Un pensiero su “Fontana, un artista su cui è bene non sputare sopra

  1. Katia Brigiari

    Le ricerche di Lucio Fontana sono state pressoché contemporanee alle sperimentazioni di Alberto Burri sulla materia ed entrambi gli artisti hanno superato la bidimensionalità del quadro. Il primo “Gobbo” del pittore tifernate risalente al 1950 è stato creato con un rametto d’albero inserito dietro la tela, la quale risulta proiettata verso l’esterno.
    Il noto critico d’arte Achille Bonito Oliva nella trasmissione televisiva “Fuori quadro” del 23 febbraio 2014 ha messo in relazione i gesti di Lucio Fontana con le più recenti installazioni che vanno oltre la frontalità dell’opera d’arte. Una delle più interessanti, aperta fino all’autunno 2014, è “In ORBIT” realizzata da Tomás Saraceno.
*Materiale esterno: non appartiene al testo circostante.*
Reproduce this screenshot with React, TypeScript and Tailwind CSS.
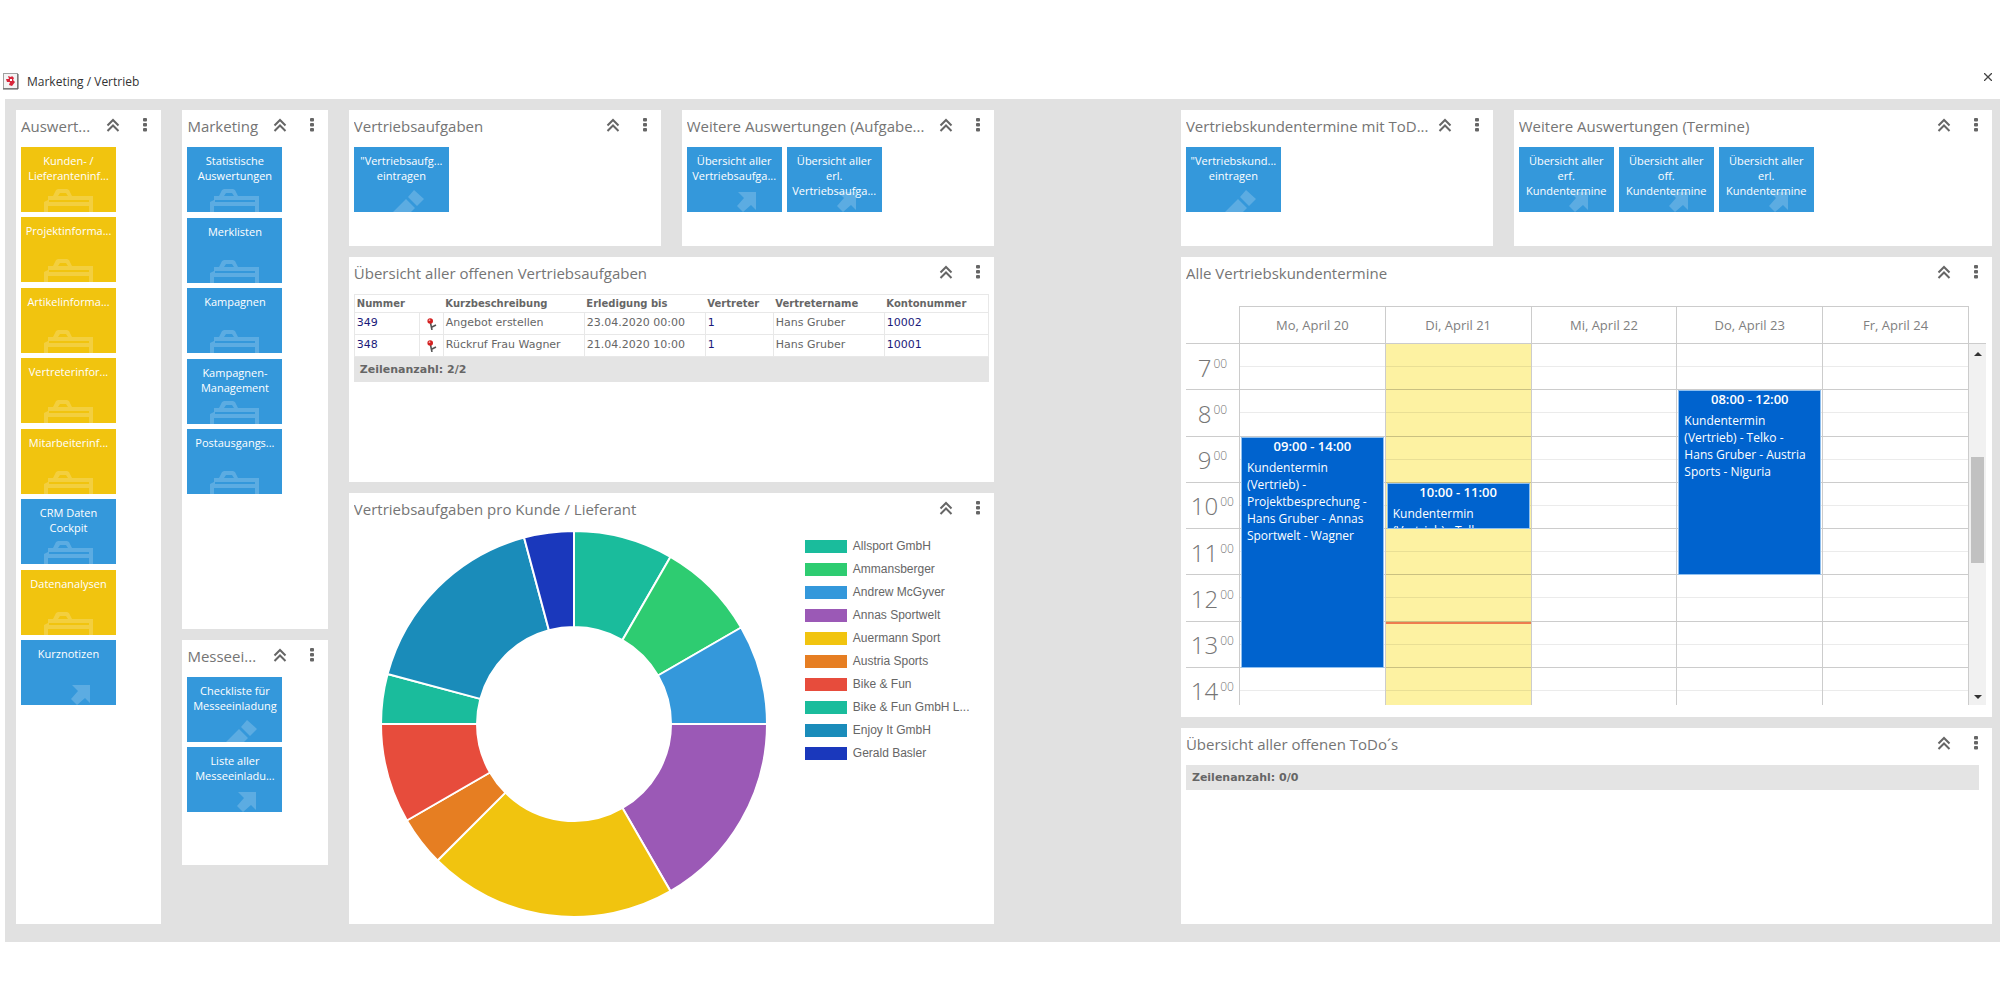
import type { ReactNode } from 'react';
import clsx from 'clsx';

type TileIcon = 'case' | 'arrow' | 'pencil';

interface TileData {
  lines: string[];
  color: 'yellow' | 'blue';
  icon: TileIcon;
}

const evaluationTiles: TileData[] = [
  { lines: ['Kunden- /', 'Lieferanteninf...'], color: 'yellow', icon: 'case' },
  { lines: ['Projektinforma...'], color: 'yellow', icon: 'case' },
  { lines: ['Artikelinforma...'], color: 'yellow', icon: 'case' },
  { lines: ['Vertreterinfor...'], color: 'yellow', icon: 'case' },
  { lines: ['Mitarbeiterinf...'], color: 'yellow', icon: 'case' },
  { lines: ['CRM Daten', 'Cockpit'], color: 'blue', icon: 'case' },
  { lines: ['Datenanalysen'], color: 'yellow', icon: 'case' },
  { lines: ['Kurznotizen'], color: 'blue', icon: 'arrow' },
];

const marketingTiles: TileData[] = [
  { lines: ['Statistische', 'Auswertungen'], color: 'blue', icon: 'case' },
  { lines: ['Merklisten'], color: 'blue', icon: 'case' },
  { lines: ['Kampagnen'], color: 'blue', icon: 'case' },
  { lines: ['Kampagnen-', 'Management'], color: 'blue', icon: 'case' },
  { lines: ['Postausgangs...'], color: 'blue', icon: 'case' },
];

const fairTiles: TileData[] = [
  { lines: ['Checkliste für', 'Messeeinladung'], color: 'blue', icon: 'pencil' },
  { lines: ['Liste aller', 'Messeeinladu...'], color: 'blue', icon: 'arrow' },
];

const taskTiles: TileData[] = [
  { lines: ['"Vertriebsaufg...', 'eintragen'], color: 'blue', icon: 'pencil' },
];

const taskReportTiles: TileData[] = [
  { lines: ['Übersicht aller', 'Vertriebsaufga...'], color: 'blue', icon: 'arrow' },
  { lines: ['Übersicht aller', 'erl.', 'Vertriebsaufga...'], color: 'blue', icon: 'arrow' },
];

const appointmentTiles: TileData[] = [
  { lines: ['"Vertriebskund...', 'eintragen'], color: 'blue', icon: 'pencil' },
];

const appointmentReportTiles: TileData[] = [
  { lines: ['Übersicht aller', 'erf.', 'Kundentermine'], color: 'blue', icon: 'arrow' },
  { lines: ['Übersicht aller', 'off.', 'Kundentermine'], color: 'blue', icon: 'arrow' },
  { lines: ['Übersicht aller', 'erl.', 'Kundentermine'], color: 'blue', icon: 'arrow' },
];

const tasks = [
  {
    id: '349',
    text: 'Angebot erstellen',
    due: '23.04.2020 00:00',
    agent: '1',
    agentName: 'Hans Gruber',
    account: '10002',
  },
  {
    id: '348',
    text: 'Rückruf Frau Wagner',
    due: '21.04.2020 10:00',
    agent: '1',
    agentName: 'Hans Gruber',
    account: '10001',
  },
];

const chartData = [
  { label: 'Allsport GmbH', value: 2, color: '#1abc9c' },
  { label: 'Ammansberger', value: 2, color: '#2ecc71' },
  { label: 'Andrew McGyver', value: 2, color: '#3498db' },
  { label: 'Annas Sportwelt', value: 4, color: '#9b59b6' },
  { label: 'Auermann Sport', value: 5, color: '#f1c40f' },
  { label: 'Austria Sports', value: 1, color: '#e67e22' },
  { label: 'Bike & Fun', value: 2, color: '#e74c3c' },
  { label: 'Bike & Fun GmbH L...', value: 1, color: '#1abc9c' },
  { label: 'Enjoy It GmbH', value: 4, color: '#1a8cba' },
  { label: 'Gerald Basler', value: 1, color: '#1a38bc' },
];

const FIRST_HOUR = 7;
const hours = [7, 8, 9, 10, 11, 12, 13, 14];

interface CalendarEvent {
  from: number;
  to: number;
  time: string;
  text: string;
}

interface CalendarDay {
  label: string;
  today?: boolean;
  events: CalendarEvent[];
}

const days: CalendarDay[] = [
  {
    label: 'Mo, April 20',
    events: [
      {
        from: 9,
        to: 14,
        time: '09:00 - 14:00',
        text: 'Kundentermin (Vertrieb) - Projektbesprechung - Hans Gruber - Annas Sportwelt - Wagner',
      },
    ],
  },
  {
    label: 'Di, April 21',
    today: true,
    events: [{ from: 10, to: 11, time: '10:00 - 11:00', text: 'Kundentermin (Vertrieb) - Telko' }],
  },
  { label: 'Mi, April 22', events: [] },
  {
    label: 'Do, April 23',
    events: [
      {
        from: 8,
        to: 12,
        time: '08:00 - 12:00',
        text: 'Kundentermin (Vertrieb) - Telko - Hans Gruber - Austria Sports - Niguria',
      },
    ],
  },
  { label: 'Fr, April 24', events: [] },
];

const hourOffset = (hour: number) => `${((hour - FIRST_HOUR) / hours.length) * 100}%`;

const TileGlyph = ({ icon }: { icon: TileIcon }) => (
  <svg
    viewBox="0 0 95 65"
    className="pointer-events-none absolute inset-0 h-full w-full text-white/20"
    fill="currentColor"
    aria-hidden="true"
  >
    {icon === 'case' && (
      <path d="M23 65V55l4-2v-4h5l3-6 2-1h9l2 1 3 6h21v16h-4v-6H27v6zM37 49h10l-2-3h-6zM28 53v2h40v-2z" fillRule="evenodd" />
    )}
    {icon === 'arrow' && <path d="M51 45h18v18l-5-5-8 7-6-6 7-8z" />}
    {icon === 'pencil' && <path d="M60 43l10 9-7 7-9-9zM52 52l9 9-4 4H39z" />}
  </svg>
);

const Tile = ({ tile }: { tile: TileData }) => (
  <button
    type="button"
    className={clsx(
      'relative flex h-[65px] w-[95px] shrink-0 flex-col items-center overflow-hidden pt-[6px] text-[11px] leading-[15px] text-white',
      tile.color === 'yellow' ? 'bg-[#f1c40f]' : 'bg-[#3498db]',
    )}
  >
    <TileGlyph icon={tile.icon} />
    {tile.lines.map((line) => (
      <span key={line} className="relative whitespace-nowrap">
        {line}
      </span>
    ))}
  </button>
);

const TileList = ({ tiles, className }: { tiles: TileData[]; className?: string }) => (
  <div className={clsx('flex gap-[5px] px-[5px]', className)}>
    {tiles.map((tile) => (
      <Tile key={tile.lines.join(' ')} tile={tile} />
    ))}
  </div>
);

interface PanelProps {
  title: string;
  className?: string;
  children: ReactNode;
}

const Panel = ({ title, className, children }: PanelProps) => (
  <section className={clsx('bg-white', className)}>
    <header className="flex h-[37px] items-start pl-[5px]">
      <h2 className="min-w-0 flex-1 overflow-hidden pt-[5px] text-[15px] leading-[22px] whitespace-nowrap text-[#757575]">
        {title}
      </h2>
      <button type="button" aria-label="Einklappen" className="flex h-[30px] w-8 items-center justify-center">
        <svg width="14" height="14" viewBox="0 0 14 14" fill="none" stroke="#666" strokeWidth="2">
          <path d="M1.500 7.500L7 2l5.500 5.500M1.500 13L7 7.500l5.500 5.500" />
        </svg>
      </button>
      <button type="button" aria-label="Menü" className="flex h-[30px] w-8 items-center justify-center">
        <svg width="4" height="14" viewBox="0 0 4 14" fill="#666">
          <rect width="4" height="3.500" rx="1" />
          <rect y="5" width="4" height="3.500" rx="1" />
          <rect y="10" width="4" height="3.500" rx="1" />
        </svg>
      </button>
    </header>
    {children}
  </section>
);

const PinIcon = () => (
  <svg width="10" height="12" viewBox="0 0 10 12" aria-hidden="true">
    <path d="M3.500 5l1.500 7M5 9l4-2" stroke="#555" strokeWidth="1.600" fill="none" />
    <circle cx="3.200" cy="3" r="2.800" fill="#d32020" />
    <circle cx="2.500" cy="2.200" r="0.900" fill="#f3a0a0" />
  </svg>
);

const RowCount = ({ text }: { text: string }) => (
  <div className="h-[25px] bg-[#e4e4e4] pl-[6px] font-['DejaVu_Sans',sans-serif] text-[11px] leading-[25px] font-bold text-[#666]">
    {text}
  </div>
);

const TaskTable = () => (
  <div className="mr-[5px] ml-[5px] font-['DejaVu_Sans',sans-serif] text-[11px] text-[#666]">
    <table className="w-full table-fixed border-collapse text-left">
      <colgroup>
        <col className="w-[65px]" />
        <col className="w-[24px]" />
        <col className="w-[141px]" />
        <col className="w-[121px]" />
        <col className="w-[68px]" />
        <col className="w-[111px]" />
        <col />
      </colgroup>
      <thead>
        <tr className="h-[18px] border border-[#e8e8e8] text-[10px]">
          <th className="pl-[2px]">Nummer</th>
          <th />
          <th className="pl-[2px]">Kurzbeschreibung</th>
          <th className="pl-[2px]">Erledigung bis</th>
          <th className="pl-[2px]">Vertreter</th>
          <th className="pl-[2px]">Vertretername</th>
          <th className="pl-[2px]">Kontonummer</th>
        </tr>
      </thead>
      <tbody>
        {tasks.map((task) => (
          <tr key={task.id} className="h-[22px]">
            <td className="border border-[#e8e8e8] pl-[2px] text-[#1a1a7a]">{task.id}</td>
            <td className="border border-[#e8e8e8] pl-[7px]">
              <PinIcon />
            </td>
            <td className="border border-[#e8e8e8] pl-[2px]">{task.text}</td>
            <td className="border border-[#e8e8e8] pl-[2px]">{task.due}</td>
            <td className="border border-[#e8e8e8] pl-[2px] text-[#1a1a7a]">{task.agent}</td>
            <td className="border border-[#e8e8e8] pl-[2px]">{task.agentName}</td>
            <td className="border border-[#e8e8e8] pl-[2px] text-[#1a1a7a]">{task.account}</td>
          </tr>
        ))}
      </tbody>
    </table>
    <RowCount text="Zeilenanzahl: 2/2" />
  </div>
);

const CENTER = 194;
const OUTER = 193;
const INNER = 97;

const point = (radius: number, share: number) => {
  const angle = share * 2 * Math.PI - Math.PI / 2;
  return `${CENTER + radius * Math.cos(angle)} ${CENTER + radius * Math.sin(angle)}`;
};

const DonutChart = () => {
  const total = chartData.reduce((sum, item) => sum + item.value, 0);
  let used = 0;

  return (
    <div className="flex items-start pl-[31px]">
      <svg width="388" height="388" viewBox="0 0 388 388" role="img" aria-label="Vertriebsaufgaben pro Kunde">
        {chartData.map((item) => {
          const start = used / total;
          used += item.value;
          const end = used / total;
          return (
            <path
              key={item.label}
              d={`M${point(OUTER, start)}A${OUTER} ${OUTER} 0 0 1 ${point(OUTER, end)}L${point(INNER, end)}A${INNER} ${INNER} 0 0 0 ${point(INNER, start)}Z`}
              fill={item.color}
              stroke="#fff"
              strokeWidth="2"
            />
          );
        })}
      </svg>
      <ul className="ml-[37px] flex flex-col gap-[10px] pt-[10px] font-['Liberation_Sans',sans-serif] text-[12px] leading-[13px] text-[#666]">
        {chartData.map((item) => (
          <li key={item.label} className="flex gap-[6px] whitespace-nowrap">
            <span className="h-[13px] w-[42px]" style={{ backgroundColor: item.color }} />
            {item.label}
          </li>
        ))}
      </ul>
    </div>
  );
};

const EventBox = ({ event }: { event: CalendarEvent }) => (
  <div
    className="absolute right-[1px] left-[1px] overflow-hidden border border-[#8fc0f0] bg-[#0063ce] px-[5px] leading-[17px] text-white"
    style={{ top: hourOffset(event.from), height: hourOffset(FIRST_HOUR + event.to - event.from) }}
  >
    <div className="mb-[4px] text-center text-[13px] font-semibold">{event.time}</div>
    <div className="text-[12px]">{event.text}</div>
  </div>
);

const Calendar = () => (
  <div className="mt-[12px] mr-[6px] ml-[5px]">
    <div className="flex h-[38px] border-b border-[#ccc] pr-[17px] pl-[53px]">
      <div className="grid flex-1 grid-cols-5 border-t border-l border-[#ccc] text-center text-[13px] leading-[36px] text-[#808080]">
        {days.map((day) => (
          <div key={day.label} className="border-r border-[#ccc]">
            {day.label}
          </div>
        ))}
      </div>
    </div>
    <div className="flex h-[361px] overflow-hidden">
      <div className="grid h-[370px] w-[53px] shrink-0 grid-rows-8">
        {hours.map((hour) => (
          <div
            key={hour}
            className="flex items-center justify-center gap-[2px] border-b border-[#ccc] pt-[2px] text-[24px] leading-none font-light text-[#757575]"
          >
            {hour}
            <span className="pb-[8px] text-[12px]">00</span>
          </div>
        ))}
      </div>
      <div className="grid h-[370px] flex-1 grid-cols-5 border-l border-[#ccc]">
        {days.map((day) => (
          <div
            key={day.label}
            className={clsx(
              'relative grid grid-rows-8 border-r border-[#ccc]',
              day.today && 'bg-[#fdf2a2]',
            )}
          >
            {hours.map((hour) => (
              <div key={hour} className="flex flex-col border-b border-black/20">
                <div className="flex-1 border-b border-black/8" />
                <div className="flex-1" />
              </div>
            ))}
            {day.events.map((event) => (
              <EventBox key={event.time} event={event} />
            ))}
            {day.today && (
              <div className="absolute right-0 left-0 h-[2px] bg-[#ee7d4e]" style={{ top: hourOffset(13) }} />
            )}
          </div>
        ))}
      </div>
      <div className="flex w-[17px] flex-col items-center justify-between bg-[#f1f1f1]">
        <button type="button" aria-label="Nach oben" className="flex h-[20px] w-full items-center justify-center">
          <svg width="8" height="4" viewBox="0 0 8 4" fill="#333">
            <path d="M0 4l4-4 4 4z" />
          </svg>
        </button>
        <div className="mt-[93px] mb-auto h-[106px] w-[13px] bg-[#c1c1c1]" />
        <button type="button" aria-label="Nach unten" className="flex h-[17px] w-full items-center justify-center">
          <svg width="8" height="4" viewBox="0 0 8 4" fill="#333">
            <path d="M0 0l4 4 4-4z" />
          </svg>
        </button>
      </div>
    </div>
  </div>
);

const AppIcon = () => (
  <svg width="16" height="17" viewBox="0 0 16 17" aria-hidden="true">
    <rect x="0.500" y="0.500" width="14" height="15" fill="#f4f4f4" stroke="#a0a0a0" />
    <path d="M0 16h15V1" fill="none" stroke="#555" />
    <path d="M5 3l3 1 1-1 2 2-1 2 2 2-3 4-3-1 1-3-3 0-1-3 3 0z" fill="#d8253a" />
    <path d="M7 6l2 0 0 2-2 0z" fill="#fff" />
  </svg>
);

export default function App() {
  return (
    <div className="font-['Open_Sans','Noto_Sans',sans-serif]">
      <div className="flex h-[99px] items-center gap-[8px] pt-16 pr-[8px] pl-[3px]">
        <AppIcon />
        <h1 className="flex-1 text-[12px] leading-[16px] text-[#333]">Marketing / Vertrieb</h1>
        <button type="button" aria-label="Schließen" className="pb-[9px]">
          <svg width="8" height="8" viewBox="0 0 8 8" stroke="#444" strokeWidth="1.300">
            <path d="M0 0l8 8M8 0L0 8" />
          </svg>
        </button>
      </div>

      <main className="ml-[5px] grid grid-cols-12 gap-x-[21px] bg-[#e1e1e1] pt-[11px] pr-[8px] pb-[18px] pl-[11px]">
        <Panel title="Auswert...">
          <TileList tiles={evaluationTiles} className="h-[558px] flex-col justify-between" />
        </Panel>

        <div className="flex flex-col gap-[11px]">
          <Panel title="Marketing" className="min-h-[519px]">
            <TileList tiles={marketingTiles} className="h-[347px] flex-col justify-between" />
          </Panel>
          <Panel title="Messeei..." className="min-h-[225px]">
            <TileList tiles={fairTiles} className="flex-col" />
          </Panel>
        </div>

        <div className="col-span-4 flex flex-col gap-[11px]">
          <div className="grid grid-cols-2 gap-[21px]">
            <Panel title="Vertriebsaufgaben" className="min-h-[136px]">
              <TileList tiles={taskTiles} />
            </Panel>
            <Panel title="Weitere Auswertungen (Aufgabe...">
              <TileList tiles={taskReportTiles} />
            </Panel>
          </div>
          <Panel title="Übersicht aller offenen Vertriebsaufgaben" className="min-h-[225px]">
            <TaskTable />
          </Panel>
          <Panel title="Vertriebsaufgaben pro Kunde / Lieferant" className="min-h-[431px]">
            <DonutChart />
          </Panel>
        </div>

        <div className="col-span-5 col-start-8 flex flex-col gap-[11px]">
          <div className="grid grid-cols-5 gap-[21px]">
            <Panel title="Vertriebskundentermine mit ToD..." className="col-span-2 min-h-[136px]">
              <TileList tiles={appointmentTiles} />
            </Panel>
            <Panel title="Weitere Auswertungen (Termine)" className="col-span-3">
              <TileList tiles={appointmentReportTiles} />
            </Panel>
          </div>
          <Panel title="Alle Vertriebskundentermine" className="min-h-[460px]">
            <Calendar />
          </Panel>
          <Panel title="Übersicht aller offenen ToDo´s" className="min-h-[196px]">
            <div className="mr-[13px] ml-[5px]">
              <RowCount text="Zeilenanzahl: 0/0" />
            </div>
          </Panel>
        </div>
      </main>
    </div>
  );
}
L’artista-architetto argentino ha collocato delle reti di acciaio e grandissime sfere in PVC – sia trasparenti, sia riflettenti – sopra l’atrio del Ständehaus K21 di Düsseldorf; i visitatori possono entrare all’interno delle “bolle” e camminare, rotolarsi, stare sulla struttura metallica, ad una quota di circa 25 metri da terra sotto la copertura in vetro dell’edificio, in un continuo scambio interattivo tra interno ed esterno, superficie-spazio, materia e percezione, forse come accade anche, se pur in modo diverso, quando ci si avvicina alle opere di Burri e Fontana.